UNITED STATES of America, Plaintiff-Appellee,v.ALBERTO BENJAMIN M., (a juvenile) Defendant-Appellant.

No. 88-1222.

United States Court of Appeals, Ninth Circuit.

Submitted*  June 26, 1989.Decided July 26, 1989.

Before JAMES R. BROWNING, PREGERSON and DAVID R. THOMPSON, Circuit Judges.


MEMORANDUM** 

The police agents observed the two cars driving very closely together in tandem on a route near the border often used for smuggling. The occupants in the first car "stiffened" and both drivers "stared ahead" when the police car's headlights flashed upon them. The vehicles sped up when the police car began to follow them, and made a sudden turn in tandem onto a private dirt road without signaling. We agree with the district court that these circumstances were sufficient to create "a reasonable suspicion supported by articulable facts that criminal activity 'may be afoot.' " United States v. Sokolow, 109 S. Ct. 581, 585 (1989).

This result is consistent with our decision in United States v. Robert L., 874 F.2d 701 (9th Cir. 1989), in which we recognized that the manner in which a suspect looks at or avoids eye contact with an officer, the manner in which he drives, and whether he is driving in tandem with another car, are relevant to a determination of founded suspicion. We held, however, that these factors did not support such a determination in the circumstances of that case. We concluded that the fact that the suspect "glanced quickly" at the agent "and then returned his eyes to the road" was normal because the agent was directing traffic at the scene of an accident; the fact that the suspect shifted lanes was "perfectly reasonable given that a marked patrol car was approaching in the lane behind him at 90 miles per hour;" and the officer's conclusion that the suspect was traveling "in tandem" with another automobile was "undercut" because it was based "only on the briefest of observations."

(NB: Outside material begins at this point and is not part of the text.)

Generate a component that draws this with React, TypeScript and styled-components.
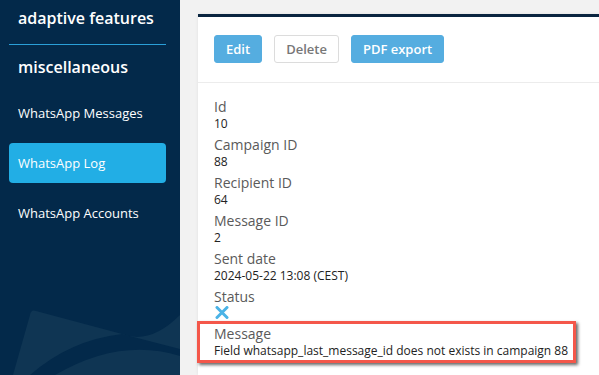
import React from "react";
import styled, { createGlobalStyle } from "styled-components";

const GlobalStyle = createGlobalStyle`
  html, body {
    margin: 0;
    padding: 0;
    background: #f2f2f2;
    font-family: "Open Sans", "Liberation Sans", sans-serif;
  }
  * {
    box-sizing: border-box;
  }
`;

const StyledPage = styled.div`
  display: flex;
  width: 599px;
  height: 375px;
  overflow: hidden;
`;

const Sidebar = styled.nav`
  position: relative;
  width: 180px;
  flex-shrink: 0;
  height: 100%;
  background: #03294a;
  color: #fff;
  overflow: hidden;
  .deco {
    position: absolute;
    left: 0;
    bottom: 0;
  }
`;

const SideHeading = styled.div<{ $divider?: boolean }>`
  position: relative;
  z-index: 1;
  font-size: 16px;
  font-weight: 600;
  line-height: 22px;
  white-space: nowrap;
  margin: 0 14px 0 9px;
  padding: ${(p) => (p.$divider ? "7px 0 15px 9px" : "11px 0 0 9px")};
  border-bottom: ${(p) => (p.$divider ? "1px solid #2a9fd8" : "none")};
`;

const NavList = styled.div`
  position: relative;
  z-index: 1;
  display: flex;
  flex-direction: column;
  gap: 10px;
  margin: 15px 14px 0 9px;
`;

const NavItem = styled.div<{ $active?: boolean }>`
  height: 40px;
  display: flex;
  align-items: center;
  padding-left: 9px;
  font-size: 13px;
  border-radius: 4px;
  background: ${(p) => (p.$active ? "#22aee5" : "transparent")};
`;

const Main = styled.main`
  flex: 1;
  padding: 14px 0 0 18px;
  min-width: 0;
`;

const Card = styled.section`
  background: #fff;
  border-top: 3px solid #0a2540;
  height: 100%;
  box-shadow: 0 0 3px rgba(0, 0, 0, 0.08);
`;

const Toolbar = styled.div`
  display: flex;
  gap: 12px;
  padding: 18px 16px 19px;
  border-bottom: 1px solid #ececec;
`;

const Button = styled.button<{ $ghost?: boolean }>`
  height: 28px;
  padding: 0 11px;
  font-family: inherit;
  font-size: 13px;
  font-weight: 600;
  border-radius: 3px;
  cursor: pointer;
  color: ${(p) => (p.$ghost ? "#777" : "#fff")};
  background: ${(p) => (p.$ghost ? "#fff" : "#55ade0")};
  border: 1px solid ${(p) => (p.$ghost ? "#dcdcdc" : "#55ade0")};
`;

const Fields = styled.div`
  display: flex;
  flex-direction: column;
  gap: 4px;
  padding: 15px 16px 0;
`;

const Field = styled.div`
  display: flex;
  flex-direction: column;
`;

const Label = styled.span`
  font-size: 14px;
  line-height: 18px;
  color: #5a5a5a;
`;

const Value = styled.span`
  font-size: 12px;
  line-height: 16px;
  color: #222;
`;

const Highlight = styled.div`
  width: 379px;
  margin-left: -17px;
  margin-top: -2px;
  padding: 1px 0 1px 14px;
  border: 3px solid #f4574a;
  box-shadow: 2px 2px 3px rgba(0, 0, 0, 0.6);
`;

const CrossIcon = () => (
  <svg width="14" height="13" viewBox="0 0 14 13" style={{ marginLeft: 1 }}>
    <path
      d="M2 1.5 L12 11.5 M12 1.5 L2 11.5"
      stroke="#4bb3e6"
      strokeWidth="3"
      strokeLinecap="round"
    />
  </svg>
);

const SidebarDeco = () => (
  <svg className="deco" width="180" height="70" viewBox="0 0 180 70">
    <path
      d="M36 6 Q31 4 30 10 L13 70 L180 70 L180 10 Q150 40 122 29 Z"
      fill="#0f3553"
    />
    <path
      d="M30 70 Q70 35 122 29 L180 44 L180 51 Q120 32 55 70 Z"
      fill="#03294a"
    />
  </svg>
);

const fields = [
  { label: "Id", value: "10" },
  { label: "Campaign ID", value: "88" },
  { label: "Recipient ID", value: "64" },
  { label: "Message ID", value: "2" },
  { label: "Sent date", value: "2024-05-22 13:08 (CEST)" },
];

const App = () => {
  return (
    <StyledPage>
      <GlobalStyle />
      <Sidebar>
        <SideHeading $divider>adaptive features</SideHeading>
        <SideHeading>miscellaneous</SideHeading>
        <NavList>
          <NavItem>WhatsApp Messages</NavItem>
          <NavItem $active>WhatsApp Log</NavItem>
          <NavItem>WhatsApp Accounts</NavItem>
        </NavList>
        <SidebarDeco />
      </Sidebar>
      <Main>
        <Card>
          <Toolbar>
            <Button>Edit</Button>
            <Button $ghost>Delete</Button>
            <Button>PDF export</Button>
          </Toolbar>
          <Fields>
            {fields.map((f) => (
              <Field key={f.label}>
                <Label>{f.label}</Label>
                <Value>{f.value}</Value>
              </Field>
            ))}
            <Field>
              <Label>Status</Label>
              <CrossIcon />
            </Field>
            <Highlight>
              <Field>
                <Label>Message</Label>
                <Value>
                  Field whatsapp_last_message_id does not exists in campaign 88
                </Value>
              </Field>
            </Highlight>
          </Fields>
        </Card>
      </Main>
    </StyledPage>
  );
};

export default App;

In the present case, appellant's car and the car following it were driving a route known for smuggling activity; there was no explanation for their apparently conscious effort to ignore the light of the police car when it was directed upon them; and there was no explanation for the fact that they slowly pulled off to the side of the highway and then back on, increased their speed when the police followed them, and turned off the highway on a dirt road without signaling, still in tandem, before being stopped.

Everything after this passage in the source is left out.